>> BEGIN PROVIDED DATA
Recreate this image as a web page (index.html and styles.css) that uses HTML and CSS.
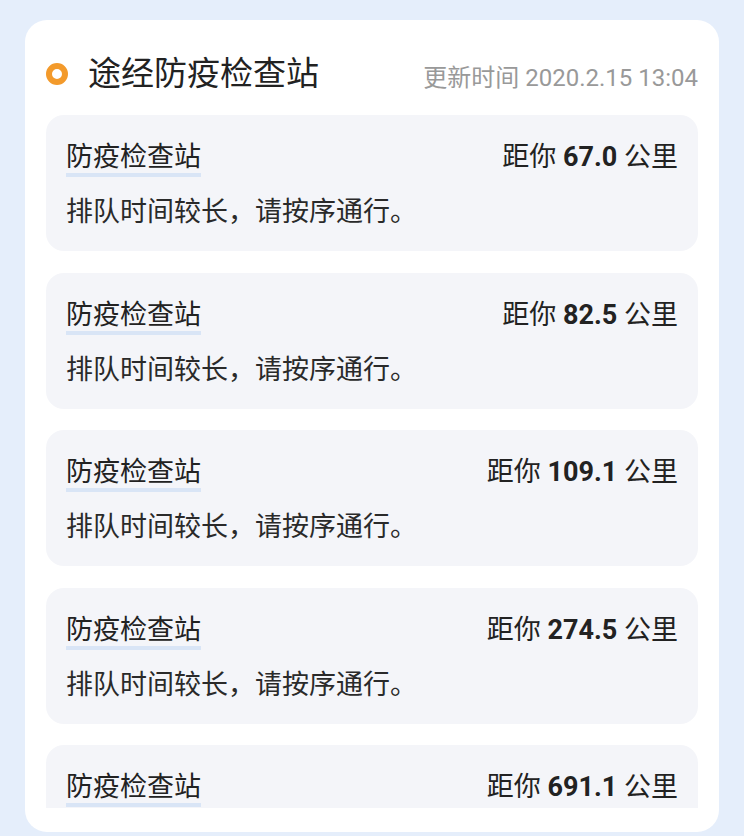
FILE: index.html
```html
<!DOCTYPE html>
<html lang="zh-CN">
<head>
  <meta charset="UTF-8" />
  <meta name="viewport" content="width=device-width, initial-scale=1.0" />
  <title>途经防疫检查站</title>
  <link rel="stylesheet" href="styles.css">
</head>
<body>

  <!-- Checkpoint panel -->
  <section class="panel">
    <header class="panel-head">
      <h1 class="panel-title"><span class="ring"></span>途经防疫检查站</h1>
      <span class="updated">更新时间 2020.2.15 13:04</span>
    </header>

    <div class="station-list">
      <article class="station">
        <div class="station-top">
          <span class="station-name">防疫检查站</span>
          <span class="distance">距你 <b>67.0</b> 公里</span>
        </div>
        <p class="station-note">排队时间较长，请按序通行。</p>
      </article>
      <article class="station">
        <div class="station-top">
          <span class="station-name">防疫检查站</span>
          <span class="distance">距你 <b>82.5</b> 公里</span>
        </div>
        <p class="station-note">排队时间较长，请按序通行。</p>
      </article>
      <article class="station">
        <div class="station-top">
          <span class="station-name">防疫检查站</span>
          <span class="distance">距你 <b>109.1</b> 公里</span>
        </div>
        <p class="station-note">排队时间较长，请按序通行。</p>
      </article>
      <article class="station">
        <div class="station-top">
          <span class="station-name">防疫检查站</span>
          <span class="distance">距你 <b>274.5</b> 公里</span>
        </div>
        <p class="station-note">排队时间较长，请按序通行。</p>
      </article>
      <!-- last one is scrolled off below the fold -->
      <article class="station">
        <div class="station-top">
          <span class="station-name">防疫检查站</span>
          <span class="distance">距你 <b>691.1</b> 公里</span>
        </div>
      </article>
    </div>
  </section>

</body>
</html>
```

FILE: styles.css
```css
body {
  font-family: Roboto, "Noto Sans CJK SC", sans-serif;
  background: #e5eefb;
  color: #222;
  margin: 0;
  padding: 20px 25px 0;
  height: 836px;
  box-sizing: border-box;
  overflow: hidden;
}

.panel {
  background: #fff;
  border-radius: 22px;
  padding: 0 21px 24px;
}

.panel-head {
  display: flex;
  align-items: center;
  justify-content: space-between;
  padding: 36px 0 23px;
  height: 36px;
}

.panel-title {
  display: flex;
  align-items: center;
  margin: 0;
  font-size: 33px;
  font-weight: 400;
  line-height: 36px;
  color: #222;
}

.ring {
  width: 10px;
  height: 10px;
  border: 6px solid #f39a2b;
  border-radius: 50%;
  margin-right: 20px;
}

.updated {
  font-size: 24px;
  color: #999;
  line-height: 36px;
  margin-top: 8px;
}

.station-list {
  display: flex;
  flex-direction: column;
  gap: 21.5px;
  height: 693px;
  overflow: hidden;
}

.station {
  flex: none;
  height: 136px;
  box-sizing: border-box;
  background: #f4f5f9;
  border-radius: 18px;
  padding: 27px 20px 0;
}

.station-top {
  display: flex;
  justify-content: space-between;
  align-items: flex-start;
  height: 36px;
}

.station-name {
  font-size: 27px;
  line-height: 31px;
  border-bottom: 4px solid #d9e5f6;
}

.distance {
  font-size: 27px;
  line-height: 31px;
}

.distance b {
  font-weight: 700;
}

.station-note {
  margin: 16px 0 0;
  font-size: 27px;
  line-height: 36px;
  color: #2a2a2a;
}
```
>> END PROVIDED DATA
>> BEGIN PROVIDED DATA
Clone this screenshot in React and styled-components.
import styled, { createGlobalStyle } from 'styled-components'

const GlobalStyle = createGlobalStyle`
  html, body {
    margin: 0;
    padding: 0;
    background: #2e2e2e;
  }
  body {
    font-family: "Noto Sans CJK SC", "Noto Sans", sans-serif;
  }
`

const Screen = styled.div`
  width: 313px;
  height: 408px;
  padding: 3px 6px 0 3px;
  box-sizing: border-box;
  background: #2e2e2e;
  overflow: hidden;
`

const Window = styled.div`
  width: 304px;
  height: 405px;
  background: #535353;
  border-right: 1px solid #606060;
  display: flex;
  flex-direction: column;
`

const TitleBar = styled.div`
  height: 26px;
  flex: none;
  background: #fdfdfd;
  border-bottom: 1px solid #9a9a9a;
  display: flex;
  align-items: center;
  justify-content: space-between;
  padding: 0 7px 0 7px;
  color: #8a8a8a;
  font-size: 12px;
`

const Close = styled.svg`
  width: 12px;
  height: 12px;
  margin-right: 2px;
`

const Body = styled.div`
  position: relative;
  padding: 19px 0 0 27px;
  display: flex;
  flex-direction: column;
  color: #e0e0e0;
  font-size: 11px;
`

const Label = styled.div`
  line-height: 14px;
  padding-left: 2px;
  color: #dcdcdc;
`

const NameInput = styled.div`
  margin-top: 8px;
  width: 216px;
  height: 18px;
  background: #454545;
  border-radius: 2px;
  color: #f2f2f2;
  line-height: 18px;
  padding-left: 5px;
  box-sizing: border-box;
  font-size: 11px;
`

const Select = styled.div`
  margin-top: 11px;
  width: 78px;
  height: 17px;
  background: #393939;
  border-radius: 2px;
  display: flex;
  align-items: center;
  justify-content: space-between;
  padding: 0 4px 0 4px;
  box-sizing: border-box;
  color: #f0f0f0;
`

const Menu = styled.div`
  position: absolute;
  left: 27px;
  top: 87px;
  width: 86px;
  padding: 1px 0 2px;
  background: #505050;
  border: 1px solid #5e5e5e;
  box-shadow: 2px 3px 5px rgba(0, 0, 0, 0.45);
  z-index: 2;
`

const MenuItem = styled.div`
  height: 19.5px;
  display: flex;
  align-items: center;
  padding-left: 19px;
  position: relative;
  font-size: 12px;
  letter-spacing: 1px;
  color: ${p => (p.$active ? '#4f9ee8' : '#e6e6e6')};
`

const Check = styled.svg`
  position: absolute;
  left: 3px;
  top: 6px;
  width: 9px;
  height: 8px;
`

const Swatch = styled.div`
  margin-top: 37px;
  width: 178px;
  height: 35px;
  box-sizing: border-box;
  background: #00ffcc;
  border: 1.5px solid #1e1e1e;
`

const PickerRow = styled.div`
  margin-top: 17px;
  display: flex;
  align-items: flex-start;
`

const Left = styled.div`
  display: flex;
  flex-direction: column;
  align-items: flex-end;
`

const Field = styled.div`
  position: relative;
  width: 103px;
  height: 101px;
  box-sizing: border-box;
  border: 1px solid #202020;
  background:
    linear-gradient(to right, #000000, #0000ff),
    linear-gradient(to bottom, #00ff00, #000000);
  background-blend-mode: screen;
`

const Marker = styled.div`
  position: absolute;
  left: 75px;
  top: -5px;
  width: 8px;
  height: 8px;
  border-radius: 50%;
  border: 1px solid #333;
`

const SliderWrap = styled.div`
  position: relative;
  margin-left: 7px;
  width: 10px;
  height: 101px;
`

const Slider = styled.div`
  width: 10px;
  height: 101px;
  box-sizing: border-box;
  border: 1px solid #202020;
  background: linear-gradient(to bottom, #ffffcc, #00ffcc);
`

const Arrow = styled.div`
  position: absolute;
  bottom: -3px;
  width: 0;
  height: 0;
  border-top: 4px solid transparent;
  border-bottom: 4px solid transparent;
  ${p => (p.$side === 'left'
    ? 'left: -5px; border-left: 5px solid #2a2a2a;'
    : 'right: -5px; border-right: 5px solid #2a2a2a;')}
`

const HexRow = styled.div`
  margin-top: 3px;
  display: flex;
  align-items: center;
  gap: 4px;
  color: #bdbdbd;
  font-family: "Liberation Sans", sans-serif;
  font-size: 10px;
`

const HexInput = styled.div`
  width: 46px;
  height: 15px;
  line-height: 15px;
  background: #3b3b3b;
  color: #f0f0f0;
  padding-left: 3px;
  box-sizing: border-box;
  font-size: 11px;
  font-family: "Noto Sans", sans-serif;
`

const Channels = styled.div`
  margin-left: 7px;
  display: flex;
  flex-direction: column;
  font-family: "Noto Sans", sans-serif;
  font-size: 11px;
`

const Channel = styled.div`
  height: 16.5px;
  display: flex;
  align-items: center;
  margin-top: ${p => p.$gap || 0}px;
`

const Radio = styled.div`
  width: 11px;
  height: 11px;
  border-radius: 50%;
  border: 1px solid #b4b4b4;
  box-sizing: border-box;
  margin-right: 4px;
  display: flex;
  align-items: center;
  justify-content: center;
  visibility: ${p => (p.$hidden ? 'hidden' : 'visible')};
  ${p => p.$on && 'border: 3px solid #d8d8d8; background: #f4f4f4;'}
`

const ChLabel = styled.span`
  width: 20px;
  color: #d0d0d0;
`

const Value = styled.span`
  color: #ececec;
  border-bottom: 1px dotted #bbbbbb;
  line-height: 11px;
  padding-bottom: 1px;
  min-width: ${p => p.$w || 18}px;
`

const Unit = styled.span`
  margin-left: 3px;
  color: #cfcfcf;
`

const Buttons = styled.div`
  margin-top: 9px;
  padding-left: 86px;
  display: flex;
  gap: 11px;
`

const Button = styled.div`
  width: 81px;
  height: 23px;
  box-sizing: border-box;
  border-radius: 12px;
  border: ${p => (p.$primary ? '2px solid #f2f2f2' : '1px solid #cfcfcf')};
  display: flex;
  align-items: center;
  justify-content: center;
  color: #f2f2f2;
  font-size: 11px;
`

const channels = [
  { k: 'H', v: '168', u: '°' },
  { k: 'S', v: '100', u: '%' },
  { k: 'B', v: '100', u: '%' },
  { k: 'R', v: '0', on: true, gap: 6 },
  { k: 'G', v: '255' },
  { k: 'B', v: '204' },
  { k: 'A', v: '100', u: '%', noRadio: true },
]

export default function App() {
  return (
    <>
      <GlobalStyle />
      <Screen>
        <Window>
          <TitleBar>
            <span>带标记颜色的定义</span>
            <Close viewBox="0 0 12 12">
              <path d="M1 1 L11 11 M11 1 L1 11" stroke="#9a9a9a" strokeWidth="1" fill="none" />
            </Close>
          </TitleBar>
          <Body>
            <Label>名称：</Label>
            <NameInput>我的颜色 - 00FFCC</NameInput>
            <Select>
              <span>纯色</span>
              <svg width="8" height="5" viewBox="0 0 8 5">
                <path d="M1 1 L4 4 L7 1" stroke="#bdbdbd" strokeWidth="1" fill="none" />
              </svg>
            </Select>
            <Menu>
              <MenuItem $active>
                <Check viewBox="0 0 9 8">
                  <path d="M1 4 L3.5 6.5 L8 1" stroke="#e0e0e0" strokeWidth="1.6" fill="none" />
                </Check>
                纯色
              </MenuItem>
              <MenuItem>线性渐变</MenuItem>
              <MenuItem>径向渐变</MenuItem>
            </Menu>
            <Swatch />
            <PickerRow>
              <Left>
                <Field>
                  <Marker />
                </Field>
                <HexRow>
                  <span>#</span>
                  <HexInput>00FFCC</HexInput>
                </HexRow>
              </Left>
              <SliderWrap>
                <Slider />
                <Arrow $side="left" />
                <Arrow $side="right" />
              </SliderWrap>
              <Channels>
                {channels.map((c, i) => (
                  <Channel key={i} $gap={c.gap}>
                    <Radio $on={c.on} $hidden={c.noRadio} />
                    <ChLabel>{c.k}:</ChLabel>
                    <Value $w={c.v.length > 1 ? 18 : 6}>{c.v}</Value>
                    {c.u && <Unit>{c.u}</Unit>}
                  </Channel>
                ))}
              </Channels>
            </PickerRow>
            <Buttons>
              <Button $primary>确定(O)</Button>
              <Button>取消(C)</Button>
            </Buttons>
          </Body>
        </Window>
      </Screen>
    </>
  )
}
>> END PROVIDED DATA
>> BEGIN PROVIDED DATA
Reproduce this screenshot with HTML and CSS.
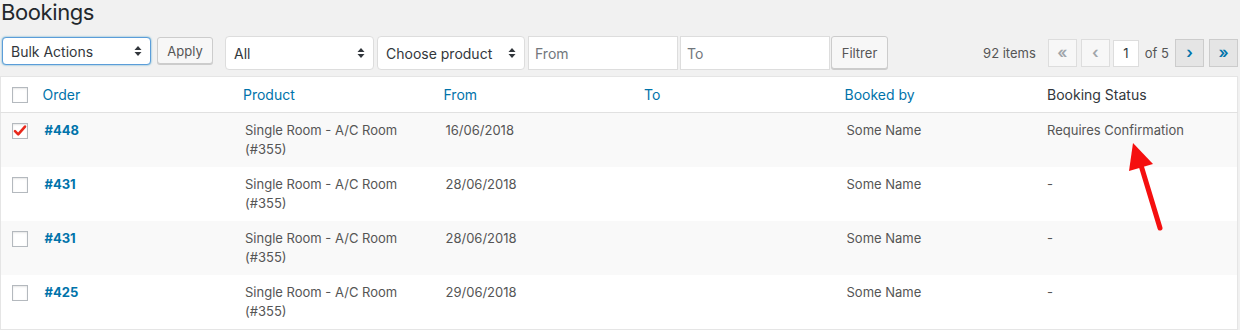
>> END PROVIDED DATA
List all lines holding the string "screenshot".

Clone this screenshot in React and styled-components.
Reproduce this screenshot with HTML and CSS.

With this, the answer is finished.